The consequences seem obvious on the surface. Orlando's proven that you don't have to give away a superstar for 70-cents-on-the-dollar every time he makes a trade demand. By keeping the Magic in contention, Howard's kept his reputation as a fan favorite mostly in tact. Orlando and Howard are proving that these situations don't have to end ugly for everybody.

HOWEVER ... Even if Howard stays in Orlando all year, we're headed for a tipping point.

If he's serious about leaving this summer, there's always the chance that the Magic will force him to take $30 million less to do it. It's a game of chicken, and if Howard doesn't blink on the way to Brooklyn or Dallas or L.A., then Orlando gets nothing. Then the Magic become a cautionary tale for teams facing similar situations down the line.

If Howard takes the money and stays, he's coming back to a team with the same problems they've had for the past three years, and no immediate solutions in sight. Howard loses there -- if not this summer, then a few years when he hasn't won a title and regrets his decision -- and every other superstar demanding a trade realizes they've got to be blatant about their unhappiness to grease the wheels of a sign-and-trade before it's too late.

The most likely scenario: Orlando realizes Dwight's really leaving this summer, panics, and at the 11th hour Otis Smith is fielding sign-and-trade offers that are worse than ever.

Analysts like to say, "Athletes will never leave money on the table," hence the game of chicken. But franchises are just as greedy. Magic owner Rich DeVoss isn't going to let a $100 million asset walk away for nothing, just for the sake of proving a point. The problem then: If everybody knows Dwight Howard's opting for free agency and the Magic get desperate for returns, will trade offers really get better? Howard will have more leverage (because he can refuse to play even a day with any prospective trade partners), and the Magic will have less than ever.

So here's where we are: The Magic have been able to squeeze another solid season (and playoff money) out of Dwight and the current roster, and Dwight's been able to avoid the PR nightmare that came with the Carmelo saga or even what happened to CP3 in New Orleans.

They've both been polite, and it's paid off for now. Orlando hopes games like Thursday night make you forget about the subtext to this season. Instead, though, it's just makes you think about the future. And that's when you realize there's a trade off that comes with all this courtesy.


At best, this season's just a waste of time for Howard, another second-round exit smack in the middle of his prime. Games like Chicago will all be for nothing. At worst, staying politically correct this season leads to staying for good and more wasted years in Orlando.

For the Magic, calling Howard's bluff may get them to the the playoffs this year, but if he leaves, this waiting game kills their leverage this summer, and hinders their rebuilding effort.

Orlando's blueprint will be a cautionary tale for someone -- maybe Howard stays to get paid, and superstars looking to leave realize that they've got force teams' hands. Or maybe he leaves, and teams looking to keep superstars realize that waiting only makes it worse.
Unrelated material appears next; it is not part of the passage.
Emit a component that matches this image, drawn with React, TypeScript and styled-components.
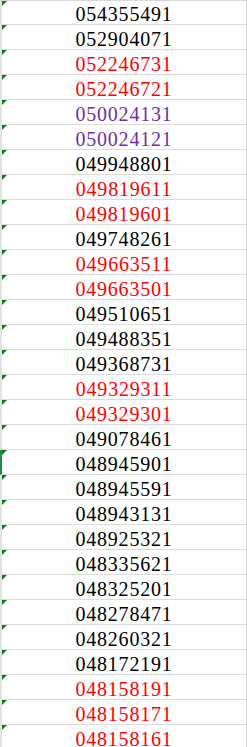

If it's consequences we're wondering about, here's to betting that this strange year in Orlando becomes proof that if a superstar wants out, ignoring the issue exist isn't the answer. Postponing ugliness only prolongs it.

For the team forfeiting its foundation or the player risking his reputation, it takes a serious sacrifice to get what you need in the long term. But that's why they call it a trade, ya know?